Getting slashed is every staker's nightmare: your validator loses its signing privileges, you lose money and, if you're a service, you lose credibility, too.

In an ideal world, behaving honestly would be enough to protect you from slashing. Unfortunately, our world is far from ideal; even honest operators can accidentally sign two divergent messages with the same key. This blog post outlines a handful of such accidental slashing scenarios, and explains how you can protect yourself and your validators—even if something goes wrong.

Accidental slashing scenarios

The most basic recipe for accidental slashing is running two validator clients with the same validator key(s). At first glance, this setup seems easy to avoid: make sure you maintain a separate set of keys for each validator client. In practice, though, this is occasionally insufficient and surprisingly tough; what's easy is to accidentally use and maintain your validators in subtly slashable ways.

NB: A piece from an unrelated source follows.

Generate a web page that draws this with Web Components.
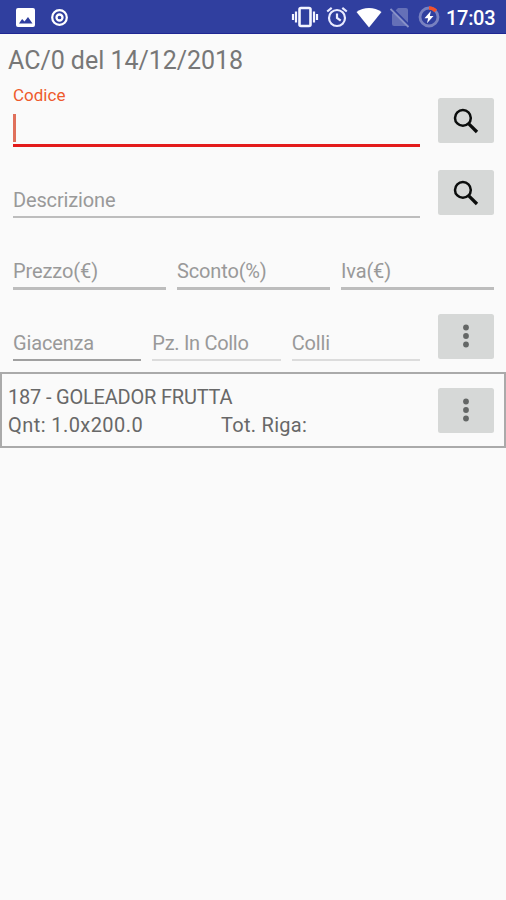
<!DOCTYPE html>
<html lang="it">
<head>
<meta charset="utf-8">
<title>AC/0 del 14/12/2018</title>
<style>
html,body{margin:0;height:100%;background:#fafafa;overflow:hidden}
body{font-family:Roboto,"Liberation Sans",sans-serif}
</style>
</head>
<body>
<order-app></order-app>
<script>
const define = (name, html) => customElements.define(name, class extends HTMLElement {
  constructor() {
    super();
    const t = document.createElement('template');
    t.innerHTML = html;
    this.attachShadow({ mode: 'open' }).append(t.content.cloneNode(true));
  }
});

define('status-bar', `
<style>
:host{display:flex;align-items:center;justify-content:space-between;height:34px;box-sizing:border-box;background:#303f9f;border-bottom:1.5px solid #1f2793;color:#fff;padding:1px 11px 0 15px}
svg{display:block;flex:none}
.l,.r{display:flex;align-items:center}
.l{gap:14px}
time{font-size:20px;font-weight:500;line-height:32px;padding-top:1px;letter-spacing:-.3px;width:49px;white-space:nowrap}
</style>
<div class="l">
 <svg width="21" height="21" viewBox="0 0 21 21"><path fill="#fff" fill-rule="evenodd" d="M3 1h15a2 2 0 0 1 2 2v15a2 2 0 0 1-2 2H3a2 2 0 0 1-2-2V3a2 2 0 0 1 2-2zM4 16.500h13.500l-4.500-6.500-3.500 4.600-2.400-2.500z"/></svg>
 <svg width="19" height="19" viewBox="0 0 19 19"><circle cx="9.500" cy="9.500" r="7.300" fill="none" stroke="#fff" stroke-width="2.200"/><circle cx="9.500" cy="9.500" r="3" fill="none" stroke="#fff" stroke-width="2.300"/></svg>
</div>
<div class="r">
 <svg width="28" height="22" viewBox="0 0 28 22" fill="none" stroke="#f4f5ff" stroke-width="2"><rect x="8.500" y="2" width="11" height="18" rx="1.500" stroke-width="2.600"/><path d="M5 5.500v11M2 8v6M23 5.500v11M26 8v6" stroke-width="2.200"/></svg>
 <svg style="margin-left:7px" width="22" height="22" viewBox="0 0 22 22" fill="none" stroke="#e9ebff" stroke-width="2.200"><circle cx="11" cy="12" r="8"/><path d="M11 7.500V12l3.700 2.700M1.200 5.500 5.700 1.800M20.800 5.500l-4.500-3.700"/></svg>
 <svg style="margin-left:8px" width="26" height="21" viewBox="0 0 26 21"><path fill="#fff" d="M.5 5C7.500-.2 18.500-.2 25.500 5L13 20.500z"/></svg>
 <svg style="margin-left:8px" width="20" height="22" viewBox="0 0 20 22"><path fill="#6570b7" d="M8 2h8a2 2 0 0 1 2 2v16H4a2 2 0 0 1-2-2V8z"/><path d="M1.500 2 19.500 20" stroke="#303f9f" stroke-width="2.500"/><path d="M.5 3 18.500 21" stroke="#8992c8" stroke-width="1.800"/></svg>
 <svg style="margin-left:8px" width="22" height="22" viewBox="0 0 22 22"><circle cx="11" cy="11" r="9" fill="none" stroke="#7881c0" stroke-width="2.800"/><path d="M11 2a9 9 0 0 1 6.800 3" fill="none" stroke="#f4512c" stroke-width="3.600"/><path fill="#fff" d="M12.800 5 6.500 12.200h3.600L9 17.200l6.500-7.300h-3.600z"/></svg>
 <time style="margin-left:6px">17:03</time>
</div>`);

define('icon-button', `
<style>
:host{display:flex;align-items:center;justify-content:center;flex:none;width:56px;height:45px;border-radius:2.500px;background:#d6d8d7}
</style><slot></slot>`);

define('search-icon', `
<style>:host{display:block;width:26px;height:26px}svg{display:block}</style>
<svg width="26" height="26" viewBox="0 0 26 26" fill="none" stroke="#0b0d0c"><circle cx="9.900" cy="9.900" r="7.900" stroke-width="2.500"/><path d="M15.800 15.800 24 24" stroke-width="3.300"/></svg>`);

define('more-icon', `
<style>:host{display:block;width:8px;height:24px}svg{display:block}</style>
<svg width="8" height="24" viewBox="0 0 8 24" fill="#646766"><circle cx="4" cy="3.500" r="2.900"/><circle cx="4" cy="12" r="2.900"/><circle cx="4" cy="20.500" r="2.900"/></svg>`);

define('text-field', `
<style>
:host{display:flex;flex-direction:column;justify-content:flex-end;flex:1;min-width:0;height:71px;color:#999}
.t{font-size:20px;line-height:24px;padding-bottom:4px;white-space:nowrap;letter-spacing:var(--track,-.15px)}
.u{height:var(--line,2.500px);background:var(--rule,#bdbdbd)}
.cursor{display:none;width:2.500px;height:28px;background:#e0705b;margin-bottom:2px}
:host([active]) .t{font-size:17px;line-height:20px;color:#ee5a2d;padding-bottom:9px;letter-spacing:var(--track,0)}
:host([active]) .cursor{display:block}
:host([active]) .u{background:#e31b1b}
</style>
<div class="t"><slot></slot></div><div class="cursor"></div><div class="u"></div>`);

define('form-row', `
<style>
:host{display:flex;align-items:flex-end;gap:18px;padding:0 12px 0 13px;height:71.500px;box-sizing:border-box}
.f{display:flex;flex:1;gap:11px}
::slotted(icon-button){margin-bottom:var(--lift,3px)}
</style><div class="f"><slot></slot></div><slot name="action"></slot>`);

define('order-line', `
<style>
:host{display:flex;align-items:center;justify-content:space-between;box-sizing:border-box;height:76px;margin-top:11px;padding:0 10px 0 6px;border:2px solid #aaa;color:#686868;font-size:20px;line-height:28px;white-space:nowrap}
.text{padding-top:2px}
.row{display:flex}
.name{letter-spacing:-.2px}
.q{width:213px;letter-spacing:.43px}
.t{letter-spacing:.28px}
</style>
<div class="text"><div class="name"><slot name="name"></slot></div><div class="row"><div class="q"><slot name="qty"></slot></div><div class="t"><slot name="total"></slot></div></div></div><slot></slot>`);

define('order-app', `
<style>
:host{display:block;width:506px;height:900px;background:#fafafa}
h1{margin:0;height:41px;padding:11px 8px 0;box-sizing:border-box;font-size:25px;line-height:32px;font-weight:400;color:#777;white-space:nowrap;letter-spacing:-.03px}
</style>
<status-bar></status-bar>
<h1>AC/0 del 14/12/2018</h1>
<form-row style="--lift:3.500px"><text-field active>Codice</text-field><icon-button slot="action"><search-icon></search-icon></icon-button></form-row>
<form-row><text-field>Descrizione</text-field><icon-button slot="action"><search-icon></search-icon></icon-button></form-row>
<form-row><text-field style="--track:-.1px">Prezzo(€)</text-field><text-field>Sconto(%)</text-field><text-field>Iva(€)</text-field></form-row>
<form-row style="--lift:2.500px"><text-field style="--rule:#a0a0a0;--line:2px">Giacenza</text-field><text-field style="--rule:#dcdcdc;--line:2px;--track:-.3px">Pz. In Collo</text-field><text-field style="--rule:#dcdcdc;--line:2px">Colli</text-field><icon-button slot="action"><more-icon></more-icon></icon-button></form-row>
<order-line><span slot="name">187 - GOLEADOR FRUTTA</span><span slot="qty">Qnt: 1.0x200.0</span><span slot="total">Tot. Riga:</span><icon-button><more-icon></more-icon></icon-button></order-line>`);
</script>
</body>
</html>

Scenario One: Unreliable networks and machines

Validator clients and the Beacon node clients with which they interface are complex pieces of software operating complex protocols. As a result, there are all sorts of ways that a single validator client can produce two conflicting, slashable signatures. For example, if the network is unreliable, the beacon node–which attempts to only maintain connections to reliable peers–may join a different fork of the chain.¹ If the node subsequently asks a validator client to sign for the same slot both pre-fork and post-fork, that validator will get slashed for signing conflicting messages.

Luckily, most validator clients offer a local anti-slashing database. This database tracks every signature that the client's validators produce. Before signing, the client checks the database to ensure that it's not about to produce a slashable signature; if so, the client won't sign and submit the offending message. This is a great step forward–you should always use the local anti-slashing database!–but, as we'll see shortly, it doesn't solve the slashing problem when you have more than one validator client or when you're trying to run a highly reliable client.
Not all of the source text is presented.